Egypt to hold referendum in two stages due to shortage of judges
Egypt announced early on Wednesday that the upcoming constitutional referendum will be held in two stages, Dec. 15 and Dec. 22 due to a shortage of judges needed to oversee the process, Al Arabiya TV reported.
The decision came hours after the country’s Judges Club decided to boycott the process, refusing to oversee the planned plebiscite.
The club’s decision came after another a rival body -- the Egyptian Administrative State Council’s Judges Club – announced it would oversee the plebiscite.
Ahmad al-Zind, Egypt Judges Club chairman, said, judges from both campaigns seek to protect the country’s national interests despite their differences.
“We accept judge’s stances either way,” Zind said, “People from here can learn democracy.”
Zaghloul al-Burshi, head of the higher council responsible for overseeing the referendum, had told Al Arabiya in an interview on Monday that the committee has between 7,000 to 9,000 judges, which he said was “more than enough” to oversee the referendum.

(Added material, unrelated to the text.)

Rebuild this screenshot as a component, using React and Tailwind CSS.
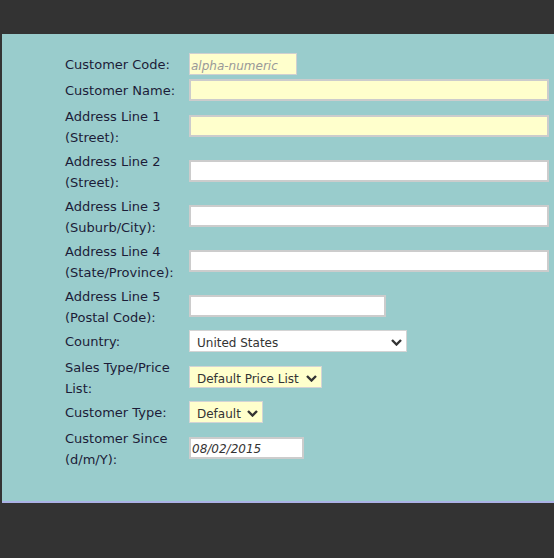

Meanwhile, an Egyptian administrative court declared on Tuesday that it is beyond its specialty to consider cases against the constitutional declaration and President Mohammed Mursi’s call for the constitutional referendum.
Army calls for unity
Meanwhile, Egypt’s powerful army called for President Mursi and the secular opposition to meet to resolve a deepening crisis over a constitutional referendum as the rival camps organized mass protests Tuesday, AFP reported.
General Abdel Fattah al-Sissi, the country’s armed forces chief and defense minister, made the appeal “for the sake of Egypt” to all political groups and movements to meet on Wednesday at a Cairo military sports complex, according to a statement posted on the military’s official Facebook page.
It came as tens of thousands of protesters filled Cairo streets to demonstrate for and against the referendum called for Saturday on a draft constitution backed by Morsi and his Islamist allies.
Despite fears the rival rallies could mix, sparking clashes like those seen outside the presidential palace last week when seven people were killed, there were no immediate reports of any violence at Tuesday’s demonstrations.
Troops nevertheless had orders from the president to use police powers to protect “vital state institutions” if needed.
Outside the palace, thousands of opposition protesters tore down a metal and concrete barricade to denounce the Saturday referendum, forcing hundreds of soldiers back.
But they made no move to storm the palace itself, and stood around in festive spirits chanting anti-Mursi slogans.
“We are here to say: ‘Down with the illegitimate constitution’... If the referendum happens we will have to vote. But hopefully it won’t,” said one protester, Ahmed Badawy, 29.
At a much bigger Islamist counter-demonstration a few kilometres (miles) away gathering tens of thousands of referendum supporters, the mood was equally calm but determined.
“It’s the last battle for Islam against the secularists who want to ruin Egypt,” said Ahmed Alaa, who was bussed in from the north of the country.